Home / Port Huron geography
Nestled at the confluence of the St. Clair River and the southern edge of Lake Huron, Port Huron, Michigan, is often defined by its iconic Blue Water Bridge—a soaring artery of commerce and connection to Canada. To the casual traveler, it’s a gateway. But to look closer is to read a profound and ancient story written in stone, water, and sand, a story that speaks directly to the most pressing issues of our time: climate change, water security, geopolitical tension, and the legacy of human industry on a fragile planet.
To understand Port Huron today, you must first understand its creation, an epoch-spanning saga that set the stage for everything to come.
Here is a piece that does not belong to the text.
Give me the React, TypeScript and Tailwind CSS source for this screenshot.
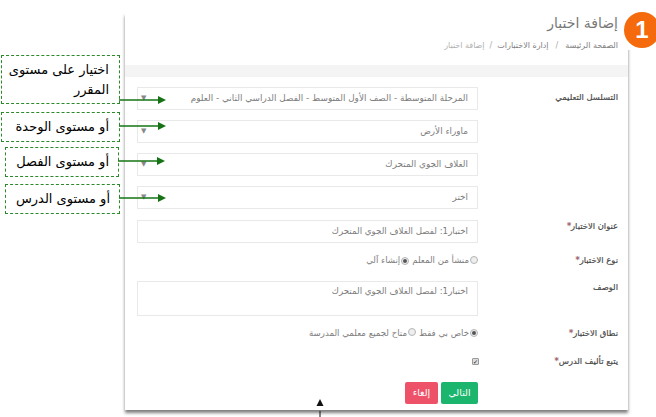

Beneath the city lies a silent, gray-white bedrock: the Bass Islands Dolomite. Formed approximately 420 million years ago in the warm, shallow Silurian Sea, this carbonate rock is the geological basement. It’s more than just foundation; it’s a reservoir. This karst-like bedrock is part of a vast aquifer system, holding and filtering the glacial meltwater that defines the region's freshwater wealth. In an era of increasing water scarcity, this hidden geological feature is a silent, invaluable asset.
The true architect of Port Huron’s modern landscape was the last great ice age. The massive Laurentide Ice Sheet, a mile-thick river of ice, advanced and retreated, acting as a continent-sized bulldozer. Its most significant gift was the Port Huron Moraine. This winding ridge of unsorted clay, sand, gravel, and boulders—a terminal moraine—marks a major pause in the ice’s retreat about 13,000 years ago. You can trace its path through the city’s subtle elevations. This moraine did two critical things: it shaped the modern drainage of the Great Lakes basin, and it created the natural harbor that would make the settlement possible. The sand and gravel deposits within it are still mined today, a reminder of our constant extraction from these ancient glacial gifts.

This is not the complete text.